§ **Short problem**
Reproduce the listing below exactly, beginning with its first line and ending with the line that holds "const orders: string[] = ['待付款', '待发货', '售后']"; pictures are not part of the copy.

*-*-*

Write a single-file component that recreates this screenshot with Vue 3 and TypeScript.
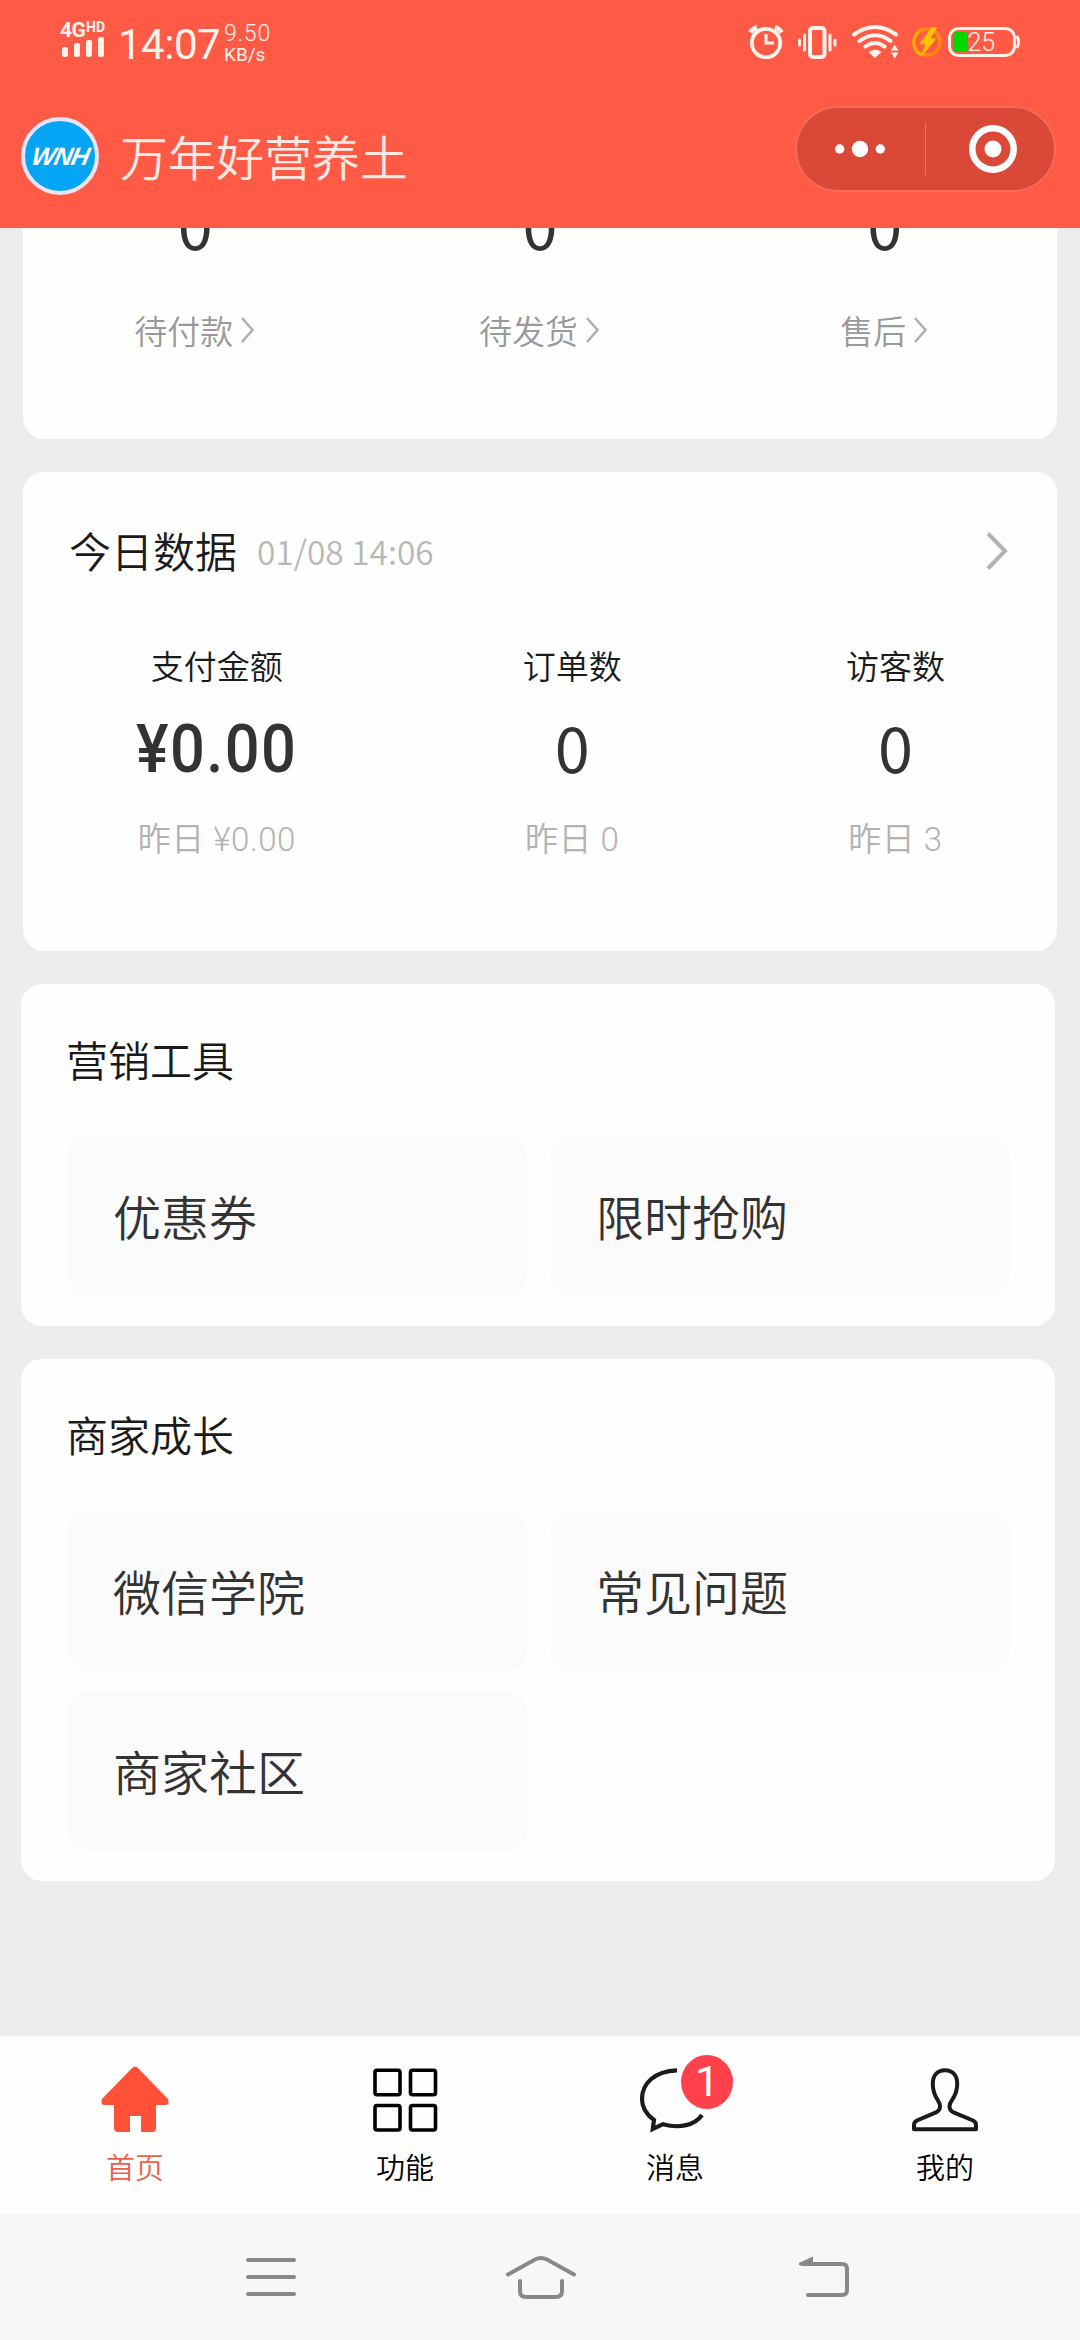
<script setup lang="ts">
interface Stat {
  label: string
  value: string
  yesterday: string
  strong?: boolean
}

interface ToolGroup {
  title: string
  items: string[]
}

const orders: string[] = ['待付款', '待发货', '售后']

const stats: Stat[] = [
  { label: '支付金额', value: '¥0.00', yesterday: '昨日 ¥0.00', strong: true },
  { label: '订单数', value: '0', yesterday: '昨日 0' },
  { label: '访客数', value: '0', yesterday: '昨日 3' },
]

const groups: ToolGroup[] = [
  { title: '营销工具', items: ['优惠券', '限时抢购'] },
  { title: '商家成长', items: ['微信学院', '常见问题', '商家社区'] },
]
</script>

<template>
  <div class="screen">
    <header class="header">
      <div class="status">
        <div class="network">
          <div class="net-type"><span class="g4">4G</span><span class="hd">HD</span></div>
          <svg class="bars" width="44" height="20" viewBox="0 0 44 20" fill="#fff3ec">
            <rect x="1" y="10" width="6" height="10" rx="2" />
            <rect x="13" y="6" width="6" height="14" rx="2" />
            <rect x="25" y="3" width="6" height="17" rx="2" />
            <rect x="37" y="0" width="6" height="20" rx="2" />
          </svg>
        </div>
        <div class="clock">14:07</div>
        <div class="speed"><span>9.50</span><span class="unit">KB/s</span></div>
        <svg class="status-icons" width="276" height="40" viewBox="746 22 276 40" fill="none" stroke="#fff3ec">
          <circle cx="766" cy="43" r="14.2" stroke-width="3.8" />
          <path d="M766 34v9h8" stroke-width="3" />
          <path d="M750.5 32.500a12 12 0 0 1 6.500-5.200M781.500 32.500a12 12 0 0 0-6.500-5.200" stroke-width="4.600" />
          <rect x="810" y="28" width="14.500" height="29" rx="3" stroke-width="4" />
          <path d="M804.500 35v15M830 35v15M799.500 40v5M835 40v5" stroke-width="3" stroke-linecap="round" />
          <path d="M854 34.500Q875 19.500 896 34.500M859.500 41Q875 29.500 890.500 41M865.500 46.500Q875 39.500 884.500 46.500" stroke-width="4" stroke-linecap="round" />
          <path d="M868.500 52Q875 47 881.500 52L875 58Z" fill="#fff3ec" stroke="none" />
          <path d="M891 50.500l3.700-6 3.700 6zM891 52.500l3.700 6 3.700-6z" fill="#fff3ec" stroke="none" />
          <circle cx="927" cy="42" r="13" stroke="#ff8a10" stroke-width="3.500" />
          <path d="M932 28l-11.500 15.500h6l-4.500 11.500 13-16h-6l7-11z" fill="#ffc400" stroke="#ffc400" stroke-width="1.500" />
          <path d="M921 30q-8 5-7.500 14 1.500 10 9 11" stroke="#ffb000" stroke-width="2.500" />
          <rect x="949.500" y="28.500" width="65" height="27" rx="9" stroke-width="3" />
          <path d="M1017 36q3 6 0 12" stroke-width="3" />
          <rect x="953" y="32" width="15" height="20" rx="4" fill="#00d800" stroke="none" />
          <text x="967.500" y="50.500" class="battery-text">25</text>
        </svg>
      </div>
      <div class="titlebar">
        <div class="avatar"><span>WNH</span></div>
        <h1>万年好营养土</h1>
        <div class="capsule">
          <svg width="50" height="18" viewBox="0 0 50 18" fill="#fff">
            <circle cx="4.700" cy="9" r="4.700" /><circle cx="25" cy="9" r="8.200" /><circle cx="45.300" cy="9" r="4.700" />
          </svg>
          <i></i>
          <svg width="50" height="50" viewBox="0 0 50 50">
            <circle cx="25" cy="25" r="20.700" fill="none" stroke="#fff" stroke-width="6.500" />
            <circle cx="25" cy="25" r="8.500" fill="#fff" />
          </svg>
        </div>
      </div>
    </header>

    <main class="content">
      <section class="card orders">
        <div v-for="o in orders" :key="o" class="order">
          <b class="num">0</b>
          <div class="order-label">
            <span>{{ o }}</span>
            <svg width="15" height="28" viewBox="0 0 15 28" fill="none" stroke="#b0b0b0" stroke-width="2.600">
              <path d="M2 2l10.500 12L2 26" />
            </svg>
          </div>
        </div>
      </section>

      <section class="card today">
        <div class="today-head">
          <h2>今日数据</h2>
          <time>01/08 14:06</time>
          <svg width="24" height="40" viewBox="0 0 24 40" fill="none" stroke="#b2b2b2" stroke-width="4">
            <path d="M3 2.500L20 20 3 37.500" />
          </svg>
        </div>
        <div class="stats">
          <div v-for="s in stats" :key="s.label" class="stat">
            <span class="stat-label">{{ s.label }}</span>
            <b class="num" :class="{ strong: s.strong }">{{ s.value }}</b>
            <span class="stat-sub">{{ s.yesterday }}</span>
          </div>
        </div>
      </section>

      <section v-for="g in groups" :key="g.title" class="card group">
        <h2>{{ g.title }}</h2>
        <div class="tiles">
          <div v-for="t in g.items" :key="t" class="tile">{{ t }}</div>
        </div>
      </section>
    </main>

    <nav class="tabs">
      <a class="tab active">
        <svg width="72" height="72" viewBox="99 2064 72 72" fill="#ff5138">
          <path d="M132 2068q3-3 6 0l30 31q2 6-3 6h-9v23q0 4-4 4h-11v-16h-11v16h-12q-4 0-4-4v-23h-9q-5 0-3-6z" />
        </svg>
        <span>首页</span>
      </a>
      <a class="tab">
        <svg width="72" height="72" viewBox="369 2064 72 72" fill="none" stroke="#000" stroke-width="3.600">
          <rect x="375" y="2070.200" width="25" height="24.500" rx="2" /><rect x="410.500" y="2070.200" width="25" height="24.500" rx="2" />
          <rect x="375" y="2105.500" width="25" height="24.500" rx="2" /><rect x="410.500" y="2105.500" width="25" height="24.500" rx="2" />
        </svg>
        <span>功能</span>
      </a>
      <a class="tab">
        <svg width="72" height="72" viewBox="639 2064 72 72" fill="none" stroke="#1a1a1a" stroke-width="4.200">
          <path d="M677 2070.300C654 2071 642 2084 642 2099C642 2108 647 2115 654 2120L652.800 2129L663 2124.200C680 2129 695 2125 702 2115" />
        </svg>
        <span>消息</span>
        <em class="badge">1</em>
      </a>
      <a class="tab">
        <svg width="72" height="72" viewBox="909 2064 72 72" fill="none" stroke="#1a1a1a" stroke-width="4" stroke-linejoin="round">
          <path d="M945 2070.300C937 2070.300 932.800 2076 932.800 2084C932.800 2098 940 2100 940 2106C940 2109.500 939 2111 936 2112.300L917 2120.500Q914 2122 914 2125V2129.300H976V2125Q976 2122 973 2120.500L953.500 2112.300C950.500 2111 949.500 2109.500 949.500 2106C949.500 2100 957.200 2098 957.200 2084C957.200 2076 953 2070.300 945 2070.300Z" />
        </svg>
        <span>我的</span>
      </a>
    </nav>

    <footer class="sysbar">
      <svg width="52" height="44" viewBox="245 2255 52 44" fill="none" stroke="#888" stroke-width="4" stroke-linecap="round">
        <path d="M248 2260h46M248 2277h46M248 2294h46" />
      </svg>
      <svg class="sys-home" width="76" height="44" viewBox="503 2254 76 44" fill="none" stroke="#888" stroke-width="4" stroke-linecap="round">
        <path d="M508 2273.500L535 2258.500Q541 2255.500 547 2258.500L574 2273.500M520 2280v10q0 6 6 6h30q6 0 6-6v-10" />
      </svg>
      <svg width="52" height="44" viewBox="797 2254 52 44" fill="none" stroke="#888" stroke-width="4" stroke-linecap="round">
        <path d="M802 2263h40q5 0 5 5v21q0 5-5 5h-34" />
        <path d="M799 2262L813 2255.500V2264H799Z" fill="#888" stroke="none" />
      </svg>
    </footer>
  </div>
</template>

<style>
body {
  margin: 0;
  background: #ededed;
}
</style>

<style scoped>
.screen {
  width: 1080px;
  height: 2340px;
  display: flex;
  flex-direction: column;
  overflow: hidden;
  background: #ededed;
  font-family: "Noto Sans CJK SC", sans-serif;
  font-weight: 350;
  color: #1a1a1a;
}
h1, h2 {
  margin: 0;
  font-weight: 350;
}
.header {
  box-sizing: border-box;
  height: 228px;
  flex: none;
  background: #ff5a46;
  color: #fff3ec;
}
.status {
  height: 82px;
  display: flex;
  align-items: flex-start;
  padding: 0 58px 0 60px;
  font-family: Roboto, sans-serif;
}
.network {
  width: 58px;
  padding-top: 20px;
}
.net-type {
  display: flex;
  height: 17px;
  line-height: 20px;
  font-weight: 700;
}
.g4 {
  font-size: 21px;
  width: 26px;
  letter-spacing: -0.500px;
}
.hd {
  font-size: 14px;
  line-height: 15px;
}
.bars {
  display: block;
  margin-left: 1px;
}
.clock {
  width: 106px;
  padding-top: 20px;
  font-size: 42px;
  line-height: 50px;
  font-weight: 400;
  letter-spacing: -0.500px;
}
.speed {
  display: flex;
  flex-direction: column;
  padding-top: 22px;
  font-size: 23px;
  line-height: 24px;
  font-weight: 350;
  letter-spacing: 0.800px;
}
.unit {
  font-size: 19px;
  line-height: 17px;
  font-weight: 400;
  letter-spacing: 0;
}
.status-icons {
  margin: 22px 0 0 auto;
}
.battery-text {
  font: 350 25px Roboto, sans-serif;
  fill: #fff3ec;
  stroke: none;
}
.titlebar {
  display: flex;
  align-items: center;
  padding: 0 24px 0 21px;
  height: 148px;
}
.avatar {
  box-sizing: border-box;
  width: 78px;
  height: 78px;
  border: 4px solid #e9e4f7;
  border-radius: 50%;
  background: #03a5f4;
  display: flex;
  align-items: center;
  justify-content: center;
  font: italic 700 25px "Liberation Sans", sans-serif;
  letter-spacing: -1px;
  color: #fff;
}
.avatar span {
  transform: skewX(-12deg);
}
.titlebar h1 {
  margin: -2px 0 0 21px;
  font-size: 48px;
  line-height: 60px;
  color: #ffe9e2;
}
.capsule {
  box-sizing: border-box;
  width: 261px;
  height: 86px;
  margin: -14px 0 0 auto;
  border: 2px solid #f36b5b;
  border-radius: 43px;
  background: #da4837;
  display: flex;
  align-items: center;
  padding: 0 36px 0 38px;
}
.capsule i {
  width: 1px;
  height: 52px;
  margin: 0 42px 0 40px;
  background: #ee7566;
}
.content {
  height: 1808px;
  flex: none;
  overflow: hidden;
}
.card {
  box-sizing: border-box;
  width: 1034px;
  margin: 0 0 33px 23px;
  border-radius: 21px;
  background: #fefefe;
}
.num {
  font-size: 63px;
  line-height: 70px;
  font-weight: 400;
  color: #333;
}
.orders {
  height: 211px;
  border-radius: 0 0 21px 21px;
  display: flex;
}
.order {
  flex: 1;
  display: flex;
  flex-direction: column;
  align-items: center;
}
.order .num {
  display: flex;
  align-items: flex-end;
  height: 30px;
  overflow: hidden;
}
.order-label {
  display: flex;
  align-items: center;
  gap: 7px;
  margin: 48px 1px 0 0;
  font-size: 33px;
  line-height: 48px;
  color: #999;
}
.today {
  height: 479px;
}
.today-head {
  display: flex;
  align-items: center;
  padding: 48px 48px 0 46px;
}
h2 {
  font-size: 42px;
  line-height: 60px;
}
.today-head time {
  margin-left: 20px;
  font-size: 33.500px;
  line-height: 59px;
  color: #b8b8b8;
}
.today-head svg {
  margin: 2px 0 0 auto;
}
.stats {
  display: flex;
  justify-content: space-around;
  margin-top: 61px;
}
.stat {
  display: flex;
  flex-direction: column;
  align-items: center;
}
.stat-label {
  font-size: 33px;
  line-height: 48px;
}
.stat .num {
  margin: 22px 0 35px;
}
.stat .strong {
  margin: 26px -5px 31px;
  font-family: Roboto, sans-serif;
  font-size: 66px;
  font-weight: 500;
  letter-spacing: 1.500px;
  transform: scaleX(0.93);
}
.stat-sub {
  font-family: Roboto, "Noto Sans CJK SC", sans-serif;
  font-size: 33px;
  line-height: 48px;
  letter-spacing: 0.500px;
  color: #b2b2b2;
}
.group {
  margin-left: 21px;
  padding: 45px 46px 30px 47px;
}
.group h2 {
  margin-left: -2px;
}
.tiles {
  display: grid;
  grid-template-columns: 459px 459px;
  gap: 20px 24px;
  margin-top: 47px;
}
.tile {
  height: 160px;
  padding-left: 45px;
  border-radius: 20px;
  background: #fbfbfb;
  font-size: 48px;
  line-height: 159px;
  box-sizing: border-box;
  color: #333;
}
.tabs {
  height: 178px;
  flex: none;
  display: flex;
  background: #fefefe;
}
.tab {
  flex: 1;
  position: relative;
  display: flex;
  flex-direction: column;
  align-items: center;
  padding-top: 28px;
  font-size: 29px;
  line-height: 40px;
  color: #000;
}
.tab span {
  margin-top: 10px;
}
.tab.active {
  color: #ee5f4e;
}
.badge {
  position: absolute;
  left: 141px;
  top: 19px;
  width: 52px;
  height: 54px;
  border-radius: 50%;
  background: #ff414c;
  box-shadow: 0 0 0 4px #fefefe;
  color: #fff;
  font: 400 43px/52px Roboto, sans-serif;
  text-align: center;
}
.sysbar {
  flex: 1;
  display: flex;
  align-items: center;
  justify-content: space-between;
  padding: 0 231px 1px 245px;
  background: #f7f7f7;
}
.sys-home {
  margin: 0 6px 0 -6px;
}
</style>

*-*-*

§ **Result of the exercise**
Write a single-file component that recreates this screenshot with Vue 3 and TypeScript.
<script setup lang="ts">
interface Stat {
  label: string
  value: string
  yesterday: string
  strong?: boolean
}

interface ToolGroup {
  title: string
  items: string[]
}

const orders: string[] = ['待付款', '待发货', '售后']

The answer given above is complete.